11 Name: Anonymous Enthusiast : 2008-05-06 20:54 ID:NaQKF/L2

You can use a electric bass on a guitar amp. just don't use it too loud, because THAT is what fucks up the amp. using your guitar amp for gigs and such is completly out of the question.

12 Name: Anonymous Enthusiast : 2008-05-27 15:01 ID:XnQeCV5+

If you're buying a bass to begin learning how to play, I guess you could slightly wreck your guitar amp trying to find out whether you want to play it or not. After a few weeks, if you find that you like playing bass, I suggest that you invest in a bass amp. It's the frequency of the sound of the bass that ruins a guitar amp; volume affects this but is not the only factor. Just because you turn down the volume does not guarantee that the guitar amp will not be destroyed.

Incidentally, in buying a bass, I recommend a 4-sting passive, preferably secondhand as you are not yet sure whether you will pursue this hobby.

And for the record, learning how to play the bass is quite different from the guitar. The strings are thicker, the techniques (slapping, popping, tapping, etc.) are different, and plucking is different as well (and is not a very common technique).

13 Name: PK : 2008-05-29 03:13 ID:bDRipjeP

The best way I've improved was by listening to many different styles of music. For 4 years, I've played nothing but punk and some mainstream rock bands, and I had never really gotten better. It wasn't until I started listening to and playing blues, classic rock, and heavy metal that I got better, quicker.

Although learning these songs may help improve your technique, looking into learning scales, chords, and basic music theory is very important. Out of these, I'm most knowledgeable on learning scales (my failure as a rhythm player is due to my lack of knowledge on more complex chords and most music theory). Start with the minor pentatonic scale ( There are a number of sites that provide lessons on becoming more familiar with this scale ( Once you know the scale through the fretboard (not necessarily mastered), you can start learning to improvise. This takes a lot of time and practice. The best way I learned to do this was by listening to a lot of blues musicians (I listened to a lot of B.B. King, Hendrix, and Stevie Ray Vaughan) and learning guitar licks. I use these licks in my playing, but I eventually learned to create my own which would eventually shape my own style of playing. These things will sort of come naturally to you once you get started on it. Also, don't be afraid to jam with other guitar players. I learned a lot from a man who I met and jammed with at Guitar Center. He was one of my main inspirations for playing the blues.

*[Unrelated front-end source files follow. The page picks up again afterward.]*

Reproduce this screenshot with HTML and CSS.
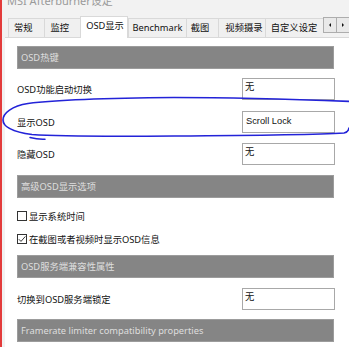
FILE: index.html
```html
<!DOCTYPE html>
<html>
<head>
<meta charset="utf-8">
<link rel="stylesheet" href="styles.css">
</head>
<body>
<div class="window">
  <div class="title">MSI Afterburner设定</div>
  <div class="tabbar">
    <div class="tab t1">常规</div>
    <div class="tab t2">监控</div>
    <div class="tab t3 active">OSD显示</div>
    <div class="tab t4">Benchmark</div>
    <div class="tab t5">截图</div>
    <div class="tab t6">视频摄录</div>
    <div class="tab t7">自定义设定</div>
    <div class="spin">
      <div class="spinbtn"><span class="tri-l"></span></div>
      <div class="spinbtn"><span class="tri-r"></span></div>
    </div>
  </div>
  <div class="panel">
    <div class="header m8">OSD热键</div>
    <div class="row m9"><span class="label">OSD功能启动切换</span><div class="input">无</div></div>
    <div class="row m11"><span class="label">显示OSD</span><div class="input latin">Scroll Lock</div></div>
    <div class="row m10"><span class="label">隐藏OSD</span><div class="input">无</div></div>
    <div class="header m10">高级OSD显示选项</div>
    <div class="check m9"><span class="box"></span><span>显示系统时间</span></div>
    <div class="check m5"><span class="box checked"><svg viewBox="0 0 10 10" width="10" height="10"><path d="M1.8 5.2 L4 7.4 L8.4 2.4" fill="none" stroke="#222" stroke-width="0.9"/></svg></span><span>在截图或者视频时显示OSD信息</span></div>
    <div class="header m7">OSD服务端兼容性属性</div>
    <div class="row m10"><span class="label">切换到OSD服务端锁定</span><div class="input">无</div></div>
    <div class="header m9">Framerate limiter compatibility properties</div>
  </div>
  <svg class="ink" viewBox="0 0 349 347" width="349" height="347">
    <path d="M 351 101.5 C 300 99.5, 230 97.5, 174 97.5 C 110 98, 55 100, 28 103.5 C 12 106, 3 113, 3 120 C 3 127, 14 132, 32 134.5 C 60 136.5, 110 136.5, 174 136 C 250 135.5, 320 134.5, 344 133 C 347 132.5, 348.5 131, 349 128" fill="none" stroke="#2323d8" stroke-width="1.6" stroke-linecap="round"/>
    <path d="M 30 137.5 Q 38 139.6 45 139.2" fill="none" stroke="#2323d8" stroke-width="1.5" stroke-linecap="round"/>
  </svg>
</div>
</body>
</html>
```
FILE: styles.css
```css
html, body {
  margin: 0;
  padding: 0;
}
body {
  width: 349px;
  height: 347px;
  overflow: hidden;
  font-family: "Noto Sans", "Noto Sans CJK SC", sans-serif;
  font-size: 9.3px;
  color: #111;
}
.window {
  position: relative;
  width: 347px;
  height: 347px;
  background: #f2f2f2;
  border-left: 2px solid #e33b3b;
  overflow: hidden;
}
.title {
  height: 12px;
  line-height: 12px;
  margin-top: -5px;
  padding-left: 5px;
  font-size: 11px;
  color: #9a9a9a;
  white-space: nowrap;
}
.tabbar {
  display: flex;
  align-items: flex-end;
  height: 30px;
  padding-left: 6px;
  position: relative;
}
.tab {
  box-sizing: border-box;
  height: 19px;
  line-height: 18px;
  padding-left: 5px;
  background: #f0f0f0;
  border: 1px solid #d9d9d9;
  border-bottom: none;
  border-right: none;
  white-space: nowrap;
  color: #111;
}
.tab.active {
  height: 22px;
  line-height: 17px;
  background: #fff;
  border-right: 1px solid #d9d9d9;
  margin-bottom: -1px;
  position: relative;
  z-index: 2;
}
.t1 { width: 36px; padding-left: 5px; }
.t2 { width: 37px; padding-left: 6px; }
.t3 { width: 48px; padding-left: 5px; }
.t4 { width: 59px; padding-left: 4px; }
.t5 { width: 33px; padding-left: 4px; }
.t6 { width: 47px; padding-left: 6px; }
.t7 { width: 59px; padding-left: 5px; }
.spin {
  display: flex;
  align-self: flex-start;
  margin-top: 10px;
}
.spinbtn {
  box-sizing: border-box;
  width: 14px;
  height: 16px;
  border: 1px solid #adadad;
  background: #e9e9e9;
  display: flex;
  align-items: center;
  justify-content: center;
  margin-right: -1px;
}
.tri-l {
  width: 0;
  height: 0;
  border-top: 2.5px solid transparent;
  border-bottom: 2.5px solid transparent;
  border-right: 2.5px solid #111;
}
.tri-r {
  width: 0;
  height: 0;
  border-top: 2.5px solid transparent;
  border-bottom: 2.5px solid transparent;
  border-left: 2.5px solid #111;
}
.panel {
  background: #fff;
  border-top: 1px solid #d9d9d9;
  margin-left: 3px;
  height: 320px;
  padding-left: 12px;
  display: flex;
  flex-direction: column;
  box-sizing: border-box;
}
.header {
  box-sizing: border-box;
  width: 317px;
  height: 23px;
  line-height: 21px;
  background: #858585;
  border: 1px solid #9c9c9c;
  padding-left: 3px;
  color: #dedede;
  white-space: nowrap;
  overflow: hidden;
}
.row {
  width: 318px;
  height: 22px;
  display: flex;
  align-items: center;
  justify-content: space-between;
}
.label {
  white-space: nowrap;
}
.input {
  box-sizing: border-box;
  width: 93px;
  height: 22px;
  border: 1px solid #a8a8a8;
  background: #fff;
  padding-left: 2px;
  line-height: 16px;
}
.input.latin {
  font-family: "Liberation Sans", "Noto Sans CJK SC", sans-serif;
  padding-left: 3px;
  line-height: 18px;
}
.check {
  height: 18px;
  display: flex;
  align-items: center;
  white-space: nowrap;
}
.box {
  box-sizing: border-box;
  width: 10px;
  height: 10px;
  border: 1px solid #333;
  background: #fff;
  margin-right: 2px;
  position: relative;
}
.box svg {
  position: absolute;
  left: -1px;
  top: -1px;
}
.m5 { margin-top: 5px; }
.m7 { margin-top: 7px; }
.m8 { margin-top: 8px; }
.m9 { margin-top: 9px; }
.m10 { margin-top: 10px; }
.m11 { margin-top: 11px; }
.ink {
  position: absolute;
  left: -2px;
  top: 0;
  pointer-events: none;
}
```
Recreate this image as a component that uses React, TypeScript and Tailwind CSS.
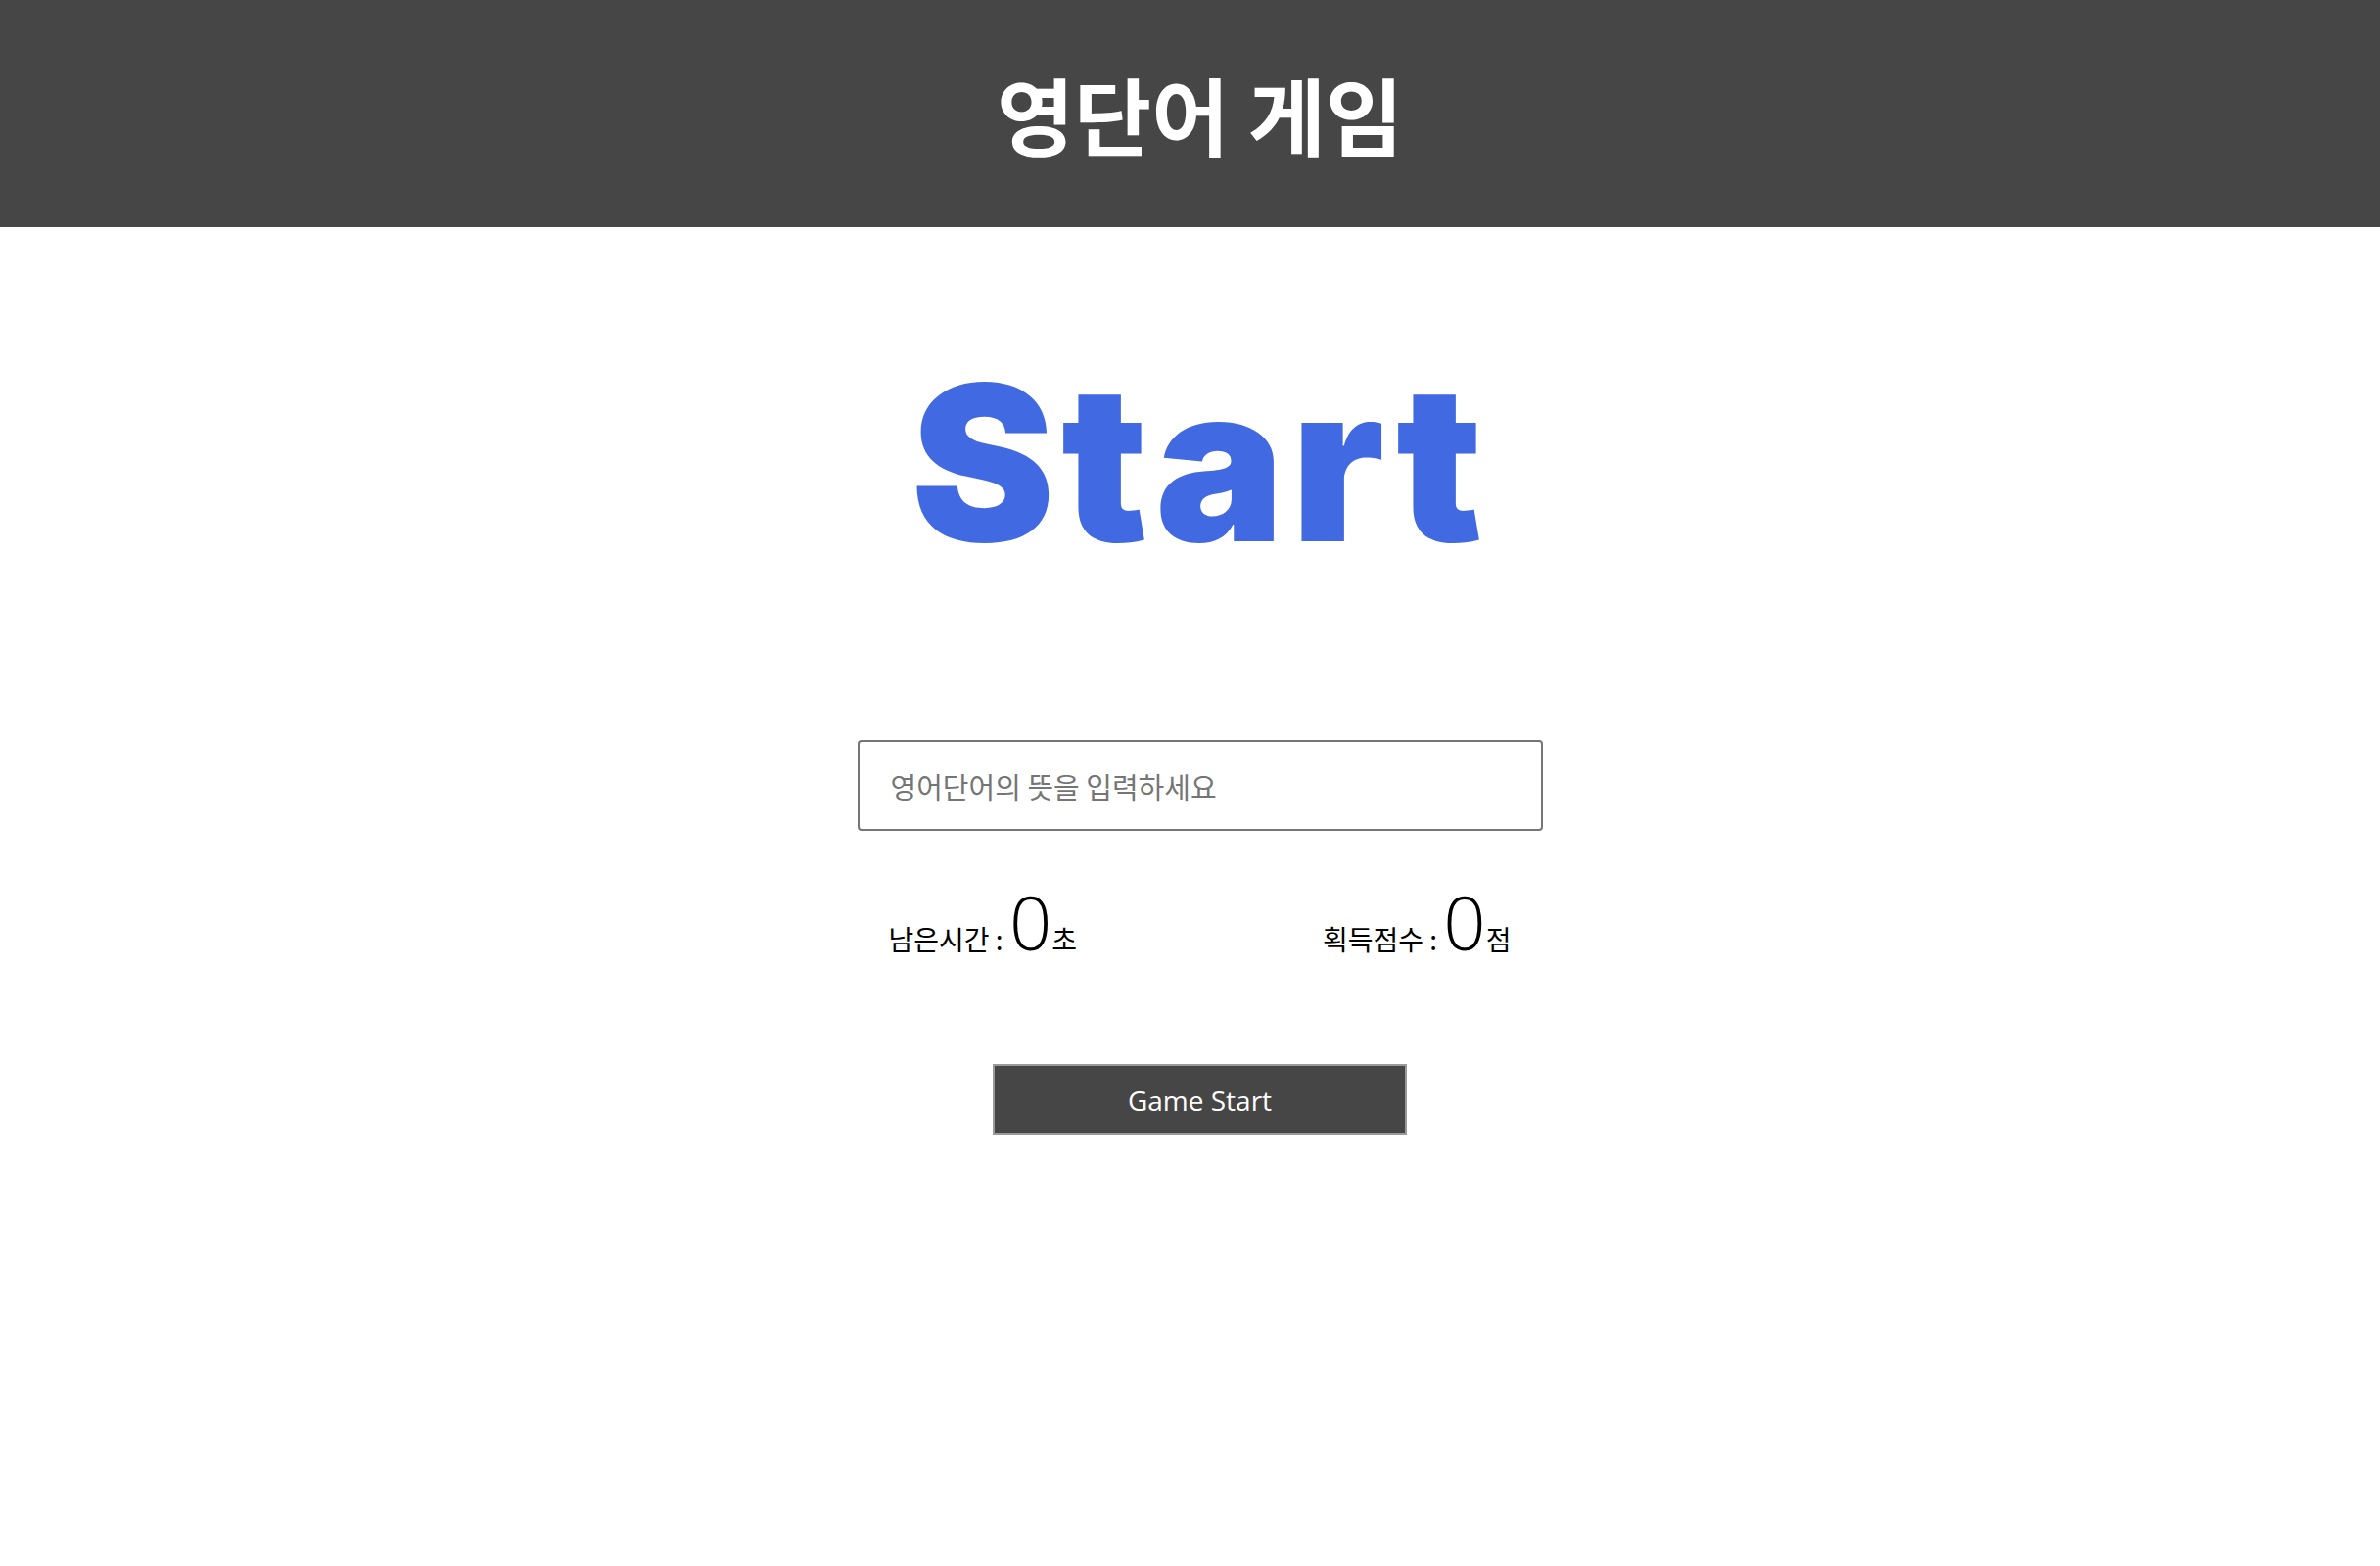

Explore the Jam Center website. It has a lot of free lessons that you can use.

14 Name: Anonymous Enthusiast : 2008-06-09 01:25 ID:ze3Kqba4

If you decide to learn bass, get ready for lots of painful blisters on your fingertips if you get serious. They hurt like crazy, but they're the fastest way to get calluses, which make your fingers more resistant to blisters and pain.

15 Name: Anonymous Enthusiast : 2013-08-21 21:27 ID:Y++/nECj

16 Name: Anonymous Enthusiast : 2013-08-22 19:10 ID:Y++/nECj

17 Name: Anonymous Hobbyist : 2021-03-30 10:11 ID:HcVCIX2+


18 Name: Anonymous Hobbyist : 2021-04-22 02:54 ID:cMINAvdV


19 Name: Anonymous Hobbyist : 2022-03-18 12:38 ID:0xg16k+Q

If you can play a bit of guitar already, bass is really easy! Also, guitar amps aren't designed to handle the bass guitar's lower frequencies, don't risk it!